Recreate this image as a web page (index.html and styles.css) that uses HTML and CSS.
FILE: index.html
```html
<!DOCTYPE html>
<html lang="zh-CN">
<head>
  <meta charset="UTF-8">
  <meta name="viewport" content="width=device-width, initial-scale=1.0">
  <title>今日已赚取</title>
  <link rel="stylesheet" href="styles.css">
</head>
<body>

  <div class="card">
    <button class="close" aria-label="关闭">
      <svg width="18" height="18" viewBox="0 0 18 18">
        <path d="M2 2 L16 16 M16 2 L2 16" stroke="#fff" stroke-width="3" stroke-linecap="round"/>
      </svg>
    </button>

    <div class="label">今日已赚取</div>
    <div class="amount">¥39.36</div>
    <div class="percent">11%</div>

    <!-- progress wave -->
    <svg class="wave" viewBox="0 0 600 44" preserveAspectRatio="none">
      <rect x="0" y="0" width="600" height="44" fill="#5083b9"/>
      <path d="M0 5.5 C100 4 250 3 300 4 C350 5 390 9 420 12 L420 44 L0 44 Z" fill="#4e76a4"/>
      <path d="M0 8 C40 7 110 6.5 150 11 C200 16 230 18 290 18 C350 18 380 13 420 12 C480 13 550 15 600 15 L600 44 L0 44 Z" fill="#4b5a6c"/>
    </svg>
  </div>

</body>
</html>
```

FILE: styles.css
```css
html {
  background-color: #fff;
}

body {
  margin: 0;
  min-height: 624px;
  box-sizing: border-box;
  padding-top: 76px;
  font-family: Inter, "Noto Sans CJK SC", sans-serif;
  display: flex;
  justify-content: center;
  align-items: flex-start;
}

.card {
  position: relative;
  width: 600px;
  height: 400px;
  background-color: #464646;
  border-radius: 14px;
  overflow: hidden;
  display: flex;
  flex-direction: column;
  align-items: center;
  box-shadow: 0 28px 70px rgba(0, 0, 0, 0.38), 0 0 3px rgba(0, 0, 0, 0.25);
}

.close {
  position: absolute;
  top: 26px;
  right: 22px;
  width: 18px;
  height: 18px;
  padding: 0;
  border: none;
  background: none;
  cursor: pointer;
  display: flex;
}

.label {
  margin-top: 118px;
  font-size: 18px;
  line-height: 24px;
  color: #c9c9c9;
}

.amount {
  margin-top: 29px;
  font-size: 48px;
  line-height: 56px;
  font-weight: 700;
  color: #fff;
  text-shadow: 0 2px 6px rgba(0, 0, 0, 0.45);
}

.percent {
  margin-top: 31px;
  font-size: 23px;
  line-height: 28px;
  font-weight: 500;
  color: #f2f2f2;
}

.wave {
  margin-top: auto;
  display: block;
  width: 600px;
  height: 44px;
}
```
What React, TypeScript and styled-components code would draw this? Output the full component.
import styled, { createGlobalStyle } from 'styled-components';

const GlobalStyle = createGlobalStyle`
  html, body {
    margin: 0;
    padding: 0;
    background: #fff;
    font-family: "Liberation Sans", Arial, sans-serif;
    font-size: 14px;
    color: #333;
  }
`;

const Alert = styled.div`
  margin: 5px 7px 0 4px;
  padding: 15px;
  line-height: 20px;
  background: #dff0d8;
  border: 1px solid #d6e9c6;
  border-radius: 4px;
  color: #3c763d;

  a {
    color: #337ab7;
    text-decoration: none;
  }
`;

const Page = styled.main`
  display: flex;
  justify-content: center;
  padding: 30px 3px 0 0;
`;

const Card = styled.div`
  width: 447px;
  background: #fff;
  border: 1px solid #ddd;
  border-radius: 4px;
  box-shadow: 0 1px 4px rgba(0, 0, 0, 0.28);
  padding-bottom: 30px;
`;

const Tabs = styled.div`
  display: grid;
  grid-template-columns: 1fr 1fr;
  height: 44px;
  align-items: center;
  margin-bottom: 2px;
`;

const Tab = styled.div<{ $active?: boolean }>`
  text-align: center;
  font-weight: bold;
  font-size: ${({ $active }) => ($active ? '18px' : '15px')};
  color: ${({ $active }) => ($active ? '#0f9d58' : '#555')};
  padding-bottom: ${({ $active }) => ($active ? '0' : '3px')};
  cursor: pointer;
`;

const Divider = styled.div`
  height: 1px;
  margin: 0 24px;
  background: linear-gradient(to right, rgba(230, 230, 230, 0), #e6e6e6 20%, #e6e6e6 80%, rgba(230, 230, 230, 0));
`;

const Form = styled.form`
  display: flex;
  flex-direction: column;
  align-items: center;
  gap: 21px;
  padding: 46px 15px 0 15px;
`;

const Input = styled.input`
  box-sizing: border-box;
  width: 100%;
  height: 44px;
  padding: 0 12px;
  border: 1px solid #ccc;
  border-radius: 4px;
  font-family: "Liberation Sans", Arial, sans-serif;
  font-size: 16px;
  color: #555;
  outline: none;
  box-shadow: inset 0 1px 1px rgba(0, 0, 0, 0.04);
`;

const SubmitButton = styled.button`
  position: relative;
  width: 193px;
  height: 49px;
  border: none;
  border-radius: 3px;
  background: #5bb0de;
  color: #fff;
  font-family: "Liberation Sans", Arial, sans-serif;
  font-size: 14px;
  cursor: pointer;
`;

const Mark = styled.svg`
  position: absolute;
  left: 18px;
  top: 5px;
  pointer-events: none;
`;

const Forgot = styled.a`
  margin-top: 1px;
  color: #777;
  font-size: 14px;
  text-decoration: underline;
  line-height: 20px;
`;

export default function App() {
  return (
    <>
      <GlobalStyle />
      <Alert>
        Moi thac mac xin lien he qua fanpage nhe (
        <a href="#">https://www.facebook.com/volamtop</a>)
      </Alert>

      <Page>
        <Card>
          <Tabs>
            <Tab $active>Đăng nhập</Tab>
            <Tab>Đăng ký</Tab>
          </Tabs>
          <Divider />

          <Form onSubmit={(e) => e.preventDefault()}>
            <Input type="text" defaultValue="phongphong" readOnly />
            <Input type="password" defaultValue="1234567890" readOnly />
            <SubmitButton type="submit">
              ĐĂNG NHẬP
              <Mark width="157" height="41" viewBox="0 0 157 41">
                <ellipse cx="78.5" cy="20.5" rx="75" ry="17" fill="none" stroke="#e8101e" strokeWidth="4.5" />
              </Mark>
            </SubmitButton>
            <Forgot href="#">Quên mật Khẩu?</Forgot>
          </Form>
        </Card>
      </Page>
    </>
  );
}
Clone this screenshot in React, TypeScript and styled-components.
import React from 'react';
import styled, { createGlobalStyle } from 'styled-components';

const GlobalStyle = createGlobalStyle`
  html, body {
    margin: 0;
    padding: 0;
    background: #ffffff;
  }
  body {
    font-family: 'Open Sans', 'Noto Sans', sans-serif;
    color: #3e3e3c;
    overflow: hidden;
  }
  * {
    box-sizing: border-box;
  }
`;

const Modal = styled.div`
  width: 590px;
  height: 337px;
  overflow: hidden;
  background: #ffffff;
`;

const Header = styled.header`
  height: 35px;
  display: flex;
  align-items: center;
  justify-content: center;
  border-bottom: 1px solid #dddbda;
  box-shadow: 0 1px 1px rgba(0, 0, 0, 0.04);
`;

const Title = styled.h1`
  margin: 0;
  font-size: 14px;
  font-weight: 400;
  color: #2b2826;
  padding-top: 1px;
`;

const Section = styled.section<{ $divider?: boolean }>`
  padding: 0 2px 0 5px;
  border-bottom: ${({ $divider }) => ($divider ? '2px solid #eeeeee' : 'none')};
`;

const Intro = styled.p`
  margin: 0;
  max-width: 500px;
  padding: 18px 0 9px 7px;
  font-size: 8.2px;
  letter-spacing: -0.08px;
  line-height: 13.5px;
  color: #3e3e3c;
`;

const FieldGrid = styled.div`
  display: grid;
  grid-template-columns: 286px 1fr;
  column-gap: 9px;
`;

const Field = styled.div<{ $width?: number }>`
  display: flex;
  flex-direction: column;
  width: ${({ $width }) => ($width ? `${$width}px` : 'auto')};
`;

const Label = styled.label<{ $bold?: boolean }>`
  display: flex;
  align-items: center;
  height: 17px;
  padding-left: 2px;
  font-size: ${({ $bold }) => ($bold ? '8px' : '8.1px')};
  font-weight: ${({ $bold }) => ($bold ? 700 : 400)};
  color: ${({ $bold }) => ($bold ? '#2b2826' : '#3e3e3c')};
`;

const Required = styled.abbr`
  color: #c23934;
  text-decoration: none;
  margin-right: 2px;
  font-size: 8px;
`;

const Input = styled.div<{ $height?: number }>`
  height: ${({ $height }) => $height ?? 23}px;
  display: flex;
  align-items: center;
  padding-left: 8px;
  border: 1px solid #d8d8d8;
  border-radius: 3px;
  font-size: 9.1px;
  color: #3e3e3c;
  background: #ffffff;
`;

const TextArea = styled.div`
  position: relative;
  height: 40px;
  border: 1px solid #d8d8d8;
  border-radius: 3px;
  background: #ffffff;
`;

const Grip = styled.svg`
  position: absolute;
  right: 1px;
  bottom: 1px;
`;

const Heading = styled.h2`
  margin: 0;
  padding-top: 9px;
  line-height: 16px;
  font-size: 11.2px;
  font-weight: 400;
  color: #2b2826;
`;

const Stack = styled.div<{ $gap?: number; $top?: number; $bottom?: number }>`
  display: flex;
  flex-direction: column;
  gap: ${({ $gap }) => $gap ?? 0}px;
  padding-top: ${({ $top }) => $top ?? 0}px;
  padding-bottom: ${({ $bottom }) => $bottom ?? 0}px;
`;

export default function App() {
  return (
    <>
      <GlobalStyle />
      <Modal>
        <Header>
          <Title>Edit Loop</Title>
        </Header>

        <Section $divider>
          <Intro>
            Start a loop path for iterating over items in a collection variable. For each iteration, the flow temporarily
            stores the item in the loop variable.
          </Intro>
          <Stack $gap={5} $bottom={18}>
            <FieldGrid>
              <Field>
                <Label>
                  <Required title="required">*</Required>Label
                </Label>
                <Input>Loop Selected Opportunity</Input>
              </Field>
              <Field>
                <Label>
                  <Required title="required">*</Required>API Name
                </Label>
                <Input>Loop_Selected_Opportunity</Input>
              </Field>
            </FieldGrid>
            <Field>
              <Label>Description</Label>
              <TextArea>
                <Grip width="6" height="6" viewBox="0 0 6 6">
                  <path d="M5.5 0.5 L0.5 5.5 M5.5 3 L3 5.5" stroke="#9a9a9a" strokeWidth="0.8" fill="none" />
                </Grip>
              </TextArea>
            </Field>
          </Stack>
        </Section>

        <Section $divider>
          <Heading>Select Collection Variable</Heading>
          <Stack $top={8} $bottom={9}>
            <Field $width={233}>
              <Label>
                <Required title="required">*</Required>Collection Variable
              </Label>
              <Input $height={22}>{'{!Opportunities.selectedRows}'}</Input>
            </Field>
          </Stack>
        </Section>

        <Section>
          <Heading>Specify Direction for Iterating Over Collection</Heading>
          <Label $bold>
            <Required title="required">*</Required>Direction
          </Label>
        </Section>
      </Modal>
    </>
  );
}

§ **Set problem**:
State the number of lines in the records that contain the string "styles", and nothing more.

§ **Answer for the task**:
3